===== AVAILABLE RECORDS

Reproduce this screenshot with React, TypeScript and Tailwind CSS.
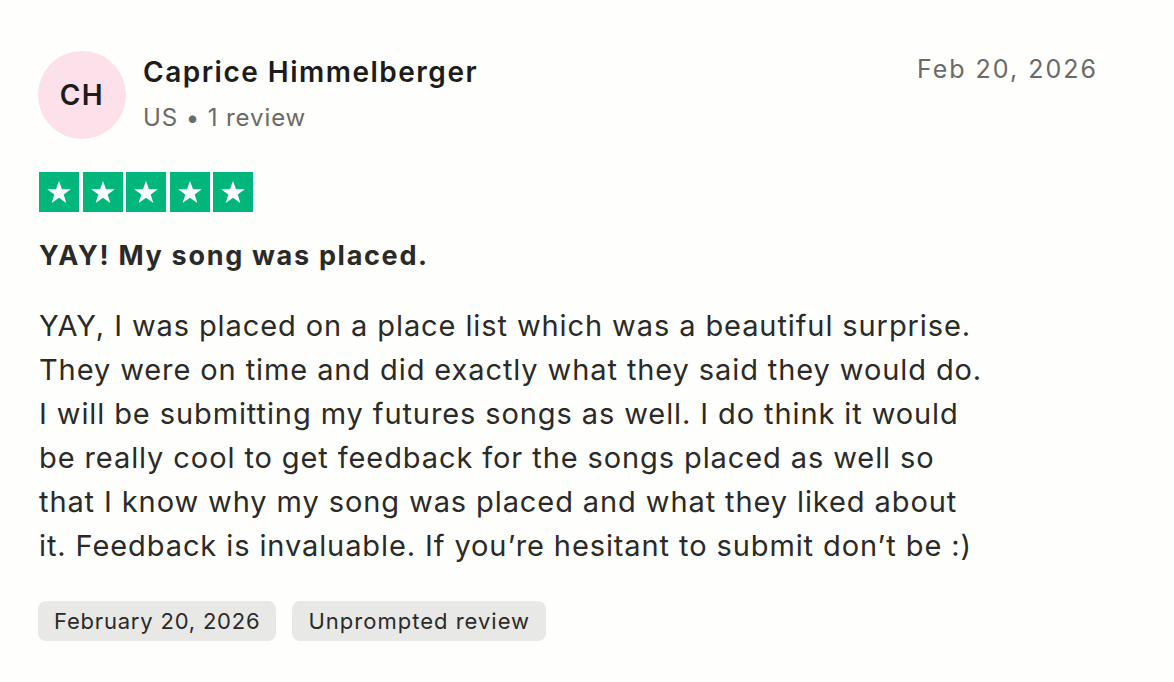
import React from "react";

const Star = () => (
  <div className="w-[40px] h-[40px] bg-[#00b67a] flex items-center justify-center">
    <svg viewBox="0 0 24 24" className="w-[28px] h-[28px]" fill="#fff">
      <path d="M12 2.5l2.6 7.1h7.5l-6.1 4.5 2.3 7.3L12 16.9l-6.3 4.5 2.3-7.3-6.1-4.5h7.5z" />
    </svg>
  </div>
);

const lines = [
  "YAY, I was placed on a place list which was a beautiful surprise.",
  "They were on time and did exactly what they said they would do.",
  "I will be submitting my futures songs as well. I do think it would",
  "be really cool to get feedback for the songs placed as well so",
  "that I know why my song was placed and what they liked about",
  "it. Feedback is invaluable. If you\u2019re hesitant to submit don\u2019t be :)",
];

export default function App() {
  return (
    <div
      className="w-[1174px] h-[682px] bg-[#fefefd] text-[#2a2a28] px-[38px] pt-[51px]"
      style={{ fontFamily: "Inter, 'Liberation Sans', sans-serif" }}
    >
      <div className="flex items-start justify-between">
        <div className="flex items-center gap-[17px]">
          <div className="w-[88px] h-[88px] rounded-full bg-[#fde1ea] flex items-center justify-center text-[28px] font-semibold tracking-[1.5px] text-[#1c1c1c]">
            CH
          </div>
          <div className="flex flex-col">
            <div className="text-[28px] font-semibold leading-[34px] tracking-[1.5px] text-[#1c1c1c]">
              Caprice Himmelberger
            </div>
            <div className="text-[24px] leading-[36px] tracking-[0.9px] text-[#6b6a66] mt-[11px]">
              US • 1 review
            </div>
          </div>
        </div>
        <div className="text-[25px] leading-[36px] text-[#6b6a66] tracking-[2px] mr-[38px]">
          Feb 20, 2026
        </div>
      </div>

      <div className="flex gap-[3.5px] mt-[33px] ml-[1px]">
        <Star />
        <Star />
        <Star />
        <Star />
        <Star />
      </div>

      <div className="mt-[24px] ml-[1px] text-[27px] font-bold leading-[40px] tracking-[1.7px] text-[#2a2a28]">
        YAY! My song was placed.
      </div>

      <div className="mt-[28px] ml-[1px] text-[29px] leading-[44px] tracking-[0.9px] text-[#2a2a28]">
        {lines.map((l, i) => (
          <div key={i} className="whitespace-nowrap">
            {l}
          </div>
        ))}
      </div>

      <div className="flex gap-[16px] mt-[33px]">
        <div className="h-[40px] px-[16px] rounded-[8px] bg-[#e8e8e6] flex items-center text-[22px] tracking-[0.8px] text-[#2a2a28]">
          February 20, 2026
        </div>
        <div className="h-[40px] px-[16px] rounded-[8px] bg-[#e8e8e6] flex items-center text-[22px] tracking-[1px] text-[#2a2a28]">
          Unprompted review
        </div>
      </div>
    </div>
  );
}
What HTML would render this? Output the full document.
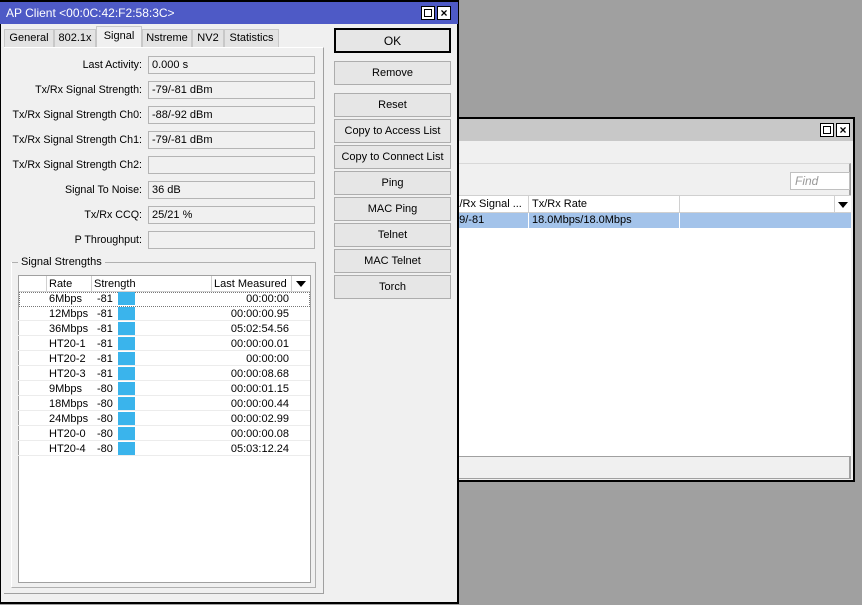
<!DOCTYPE html>
<html><head><meta charset="utf-8"><style>
*{box-sizing:border-box;margin:0;padding:0}
body{width:862px;height:605px;background:#a0a0a0;position:relative;overflow:hidden;font-family:"Liberation Sans",sans-serif;font-size:11px;color:#000}
.a{position:absolute}
.btn{position:absolute;left:333px;width:117px;height:24px;border:1px solid #adadad;background:#e6e6e6;text-align:center;line-height:22px;font-size:11px}
.lbl{position:absolute;right:6px;text-align:right;width:140px;font-size:10.7px;white-space:nowrap}
.fld{position:absolute;left:147px;width:167px;height:18px;border:1px solid #b4b4b4;background:#f0f0f0;padding-left:3px;line-height:16px}
.tb{position:absolute;top:1px;height:18px;border:1px solid #c8c8c8;border-bottom:none;background:#e3e3e3;line-height:17px;text-align:center}
.row{position:absolute;left:1px;width:290px;height:15px;line-height:15px}
.row span{position:absolute;top:1px}
.bar{position:absolute;left:99px;top:1px;width:17px;height:13px;background:#3ab4ec}
.wb{position:absolute;width:14px;height:14px;border:1px solid #000;background:#fff}
</style></head><body>

<!-- second window -->
<div class="a" style="left:446px;top:117px;width:409px;height:365px;background:#f0f0f0;border:2px solid #000">
 <div class="a" style="left:0;top:0;width:405px;height:22px;background:#c8c8c8"></div>
 <div class="wb" style="left:372px;top:4px"><div class="a" style="left:2px;top:2px;width:8px;height:8px;border:1px solid #000"></div></div>
 <div class="wb" style="left:388px;top:4px;font-size:12px;font-weight:bold;line-height:12px;text-align:center">×</div>
 <div class="a" style="left:0;top:44px;width:403px;height:316px;border-right:2px solid #a0a0a0;border-top:1px solid #d8d8d8;border-bottom:1px solid #a0a0a0"></div>
 <div class="a" style="left:342px;top:53px;width:60px;height:18px;border:1px solid #c0c0c0;background:#fff;color:#999;font-style:italic;font-size:12px;padding-left:4px;line-height:16px">Find</div>
 <div class="a" style="left:0;top:76px;width:403px;height:262px;background:#fff;border-bottom:1px solid #a0a0a0">
  <div class="a" style="left:0;top:0;width:403px;height:18px;border-top:1px solid #d0d0d0;border-bottom:1px solid #d0d0d0;background:#fff"></div>
  <div class="a" style="left:6px;top:3px">x/Rx Signal ...</div>
  <div class="a" style="left:80px;top:0;height:18px;border-left:1px solid #d0d0d0"></div>
  <div class="a" style="left:84px;top:3px">Tx/Rx Rate</div>
  <div class="a" style="left:231px;top:0;height:18px;border-left:1px solid #d0d0d0"></div>
  <div class="a" style="left:386px;top:0;height:18px;border-left:1px solid #d0d0d0"></div>
  <div class="a" style="left:390px;top:7px;border-left:5px solid transparent;border-right:5px solid transparent;border-top:6px solid #000"></div>
  <div class="a" style="left:0;top:18px;width:403px;height:15px;background:#a3c3ea"></div>
  <div class="a" style="left:5px;top:19px">79/-81</div>
  <div class="a" style="left:80px;top:18px;height:15px;border-left:1px solid #fff"></div>
  <div class="a" style="left:84px;top:19px">18.0Mbps/18.0Mbps</div>
  <div class="a" style="left:231px;top:18px;height:15px;border-left:1px solid #fff"></div>
 </div>
</div>

<!-- main window -->
<div class="a" style="left:0;top:0;width:459px;height:604px;background:#f0f0f0;border:2px solid #000;border-top:none;border-left:1px solid #000">
 <div class="a" style="left:-1px;top:0;width:458px;height:24px;background:#4e5ac6;border-top:2px solid #000"></div>
 <div class="a" style="left:5px;top:6px;color:#fff;font-size:12px">AP Client &lt;00:0C:42:F2:58:3C&gt;</div>
 <div class="wb" style="left:420px;top:6px"><div class="a" style="left:2px;top:2px;width:8px;height:8px;border:1px solid #000"></div></div>
 <div class="wb" style="left:436px;top:6px;font-size:12px;font-weight:bold;line-height:12px;text-align:center">×</div>

 <div class="a" style="left:3px;top:28px;width:320px;height:22px">
  <div class="tb" style="left:0;width:50px">General</div>
  <div class="tb" style="left:50px;width:42px">802.1x</div>
  <div class="tb" style="left:92px;top:-2px;height:21px;width:46px;background:#f0f0f0;line-height:19px">Signal</div>
  <div class="tb" style="left:138px;width:50px">Nstreme</div>
  <div class="tb" style="left:188px;width:32px">NV2</div>
  <div class="tb" style="left:220px;width:55px">Statistics</div>
 </div>
 <div class="a" style="left:3px;top:47px;width:320px;height:547px;border-right:1px solid #a0a0a0;border-bottom:1px solid #a0a0a0;border-top:1px solid #fff"></div>

 <div class="a" style="left:0;top:56px;width:147px;height:200px">
  <div class="lbl" style="top:3px">Last Activity:</div>
  <div class="lbl" style="top:28px">Tx/Rx Signal Strength:</div>
  <div class="lbl" style="top:53px">Tx/Rx Signal Strength Ch0:</div>
  <div class="lbl" style="top:78px">Tx/Rx Signal Strength Ch1:</div>
  <div class="lbl" style="top:103px">Tx/Rx Signal Strength Ch2:</div>
  <div class="lbl" style="top:128px">Signal To Noise:</div>
  <div class="lbl" style="top:153px">Tx/Rx CCQ:</div>
  <div class="lbl" style="top:178px">P Throughput:</div>
 </div>
 <div class="fld" style="top:56px">0.000 s</div>
 <div class="fld" style="top:81px">-79/-81 dBm</div>
 <div class="fld" style="top:106px">-88/-92 dBm</div>
 <div class="fld" style="top:131px">-79/-81 dBm</div>
 <div class="fld" style="top:156px"></div>
 <div class="fld" style="top:181px">36 dB</div>
 <div class="fld" style="top:206px">25/21 %</div>
 <div class="fld" style="top:231px"></div>

 <div class="a" style="left:10px;top:262px;width:305px;border-top:1px solid #b0b0b0"></div>
 <div class="a" style="left:17px;top:256px;background:#f0f0f0;padding:0 3px">Signal Strengths</div>
 <div class="a" style="left:10px;top:262px;width:305px;height:326px;border-left:1px solid #fff;border-right:1px solid #b0b0b0;border-bottom:1px solid #b0b0b0"></div>

 <div class="a" style="left:17px;top:275px;width:293px;height:308px;background:#fff;border:1px solid #a0a0a0">
  <div class="a" style="left:0;top:0;width:291px;height:16px;border-bottom:1px solid #d0d0d0"></div>
  <div class="a" style="left:27px;top:0;height:16px;border-left:1px solid #d0d0d0"></div>
  <div class="a" style="left:30px;top:2px">Rate</div>
  <div class="a" style="left:72px;top:0;height:16px;border-left:1px solid #d0d0d0"></div>
  <div class="a" style="left:75px;top:2px">Strength</div>
  <div class="a" style="left:192px;top:0;height:16px;border-left:1px solid #d0d0d0"></div>
  <div class="a" style="left:195px;top:2px">Last Measured</div>
  <div class="a" style="left:272px;top:0;height:16px;border-left:1px solid #d0d0d0"></div>
  <div class="a" style="left:277px;top:5px;border-left:5px solid transparent;border-right:5px solid transparent;border-top:6px solid #000"></div>
  <div class="a" style="left:0;top:16px;width:291px;height:15px;border:1px dotted #777"></div>
 </div>
 <div class="a" style="left:17px;top:291px;width:292px">
  <div class="row" style="top:0"><span style="left:30px">6Mbps</span><span style="left:78px">-81</span><div class="bar"></div><span style="right:20px">00:00:00</span></div>
  <div class="row" style="top:15px"><span style="left:30px">12Mbps</span><span style="left:78px">-81</span><div class="bar"></div><span style="right:20px">00:00:00.95</span></div>
  <div class="row" style="top:30px"><span style="left:30px">36Mbps</span><span style="left:78px">-81</span><div class="bar"></div><span style="right:20px">05:02:54.56</span></div>
  <div class="row" style="top:45px"><span style="left:30px">HT20-1</span><span style="left:78px">-81</span><div class="bar"></div><span style="right:20px">00:00:00.01</span></div>
  <div class="row" style="top:60px"><span style="left:30px">HT20-2</span><span style="left:78px">-81</span><div class="bar"></div><span style="right:20px">00:00:00</span></div>
  <div class="row" style="top:75px"><span style="left:30px">HT20-3</span><span style="left:78px">-81</span><div class="bar"></div><span style="right:20px">00:00:08.68</span></div>
  <div class="row" style="top:90px"><span style="left:30px">9Mbps</span><span style="left:78px">-80</span><div class="bar"></div><span style="right:20px">00:00:01.15</span></div>
  <div class="row" style="top:105px"><span style="left:30px">18Mbps</span><span style="left:78px">-80</span><div class="bar"></div><span style="right:20px">00:00:00.44</span></div>
  <div class="row" style="top:120px"><span style="left:30px">24Mbps</span><span style="left:78px">-80</span><div class="bar"></div><span style="right:20px">00:00:02.99</span></div>
  <div class="row" style="top:135px"><span style="left:30px">HT20-0</span><span style="left:78px">-80</span><div class="bar"></div><span style="right:20px">00:00:00.08</span></div>
  <div class="row" style="top:150px"><span style="left:30px">HT20-4</span><span style="left:78px">-80</span><div class="bar"></div><span style="right:20px">05:03:12.24</span></div>
  <div class="a" style="left:0;top:15px;width:292px;height:150px;background:repeating-linear-gradient(to bottom,transparent 0,transparent 14px,#ececec 14px,#ececec 15px);pointer-events:none"></div>
 </div>

 <div class="btn" style="top:28px;height:25px;border:2px solid #000;font-size:12px">OK</div>
 <div class="btn" style="top:61px">Remove</div>
 <div class="btn" style="top:93px">Reset</div>
 <div class="btn" style="top:119px">Copy to Access List</div>
 <div class="btn" style="top:145px">Copy to Connect List</div>
 <div class="btn" style="top:171px">Ping</div>
 <div class="btn" style="top:197px">MAC Ping</div>
 <div class="btn" style="top:223px">Telnet</div>
 <div class="btn" style="top:249px">MAC Telnet</div>
 <div class="btn" style="top:275px">Torch</div>
</div>
</body></html>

==========

Repeat the listing above exactly from its first line to the line containing "import React from", both included, and omit the pictures.

COMPLETE RESPONSE:
Reproduce this screenshot with React, TypeScript and Tailwind CSS.
import React from "react";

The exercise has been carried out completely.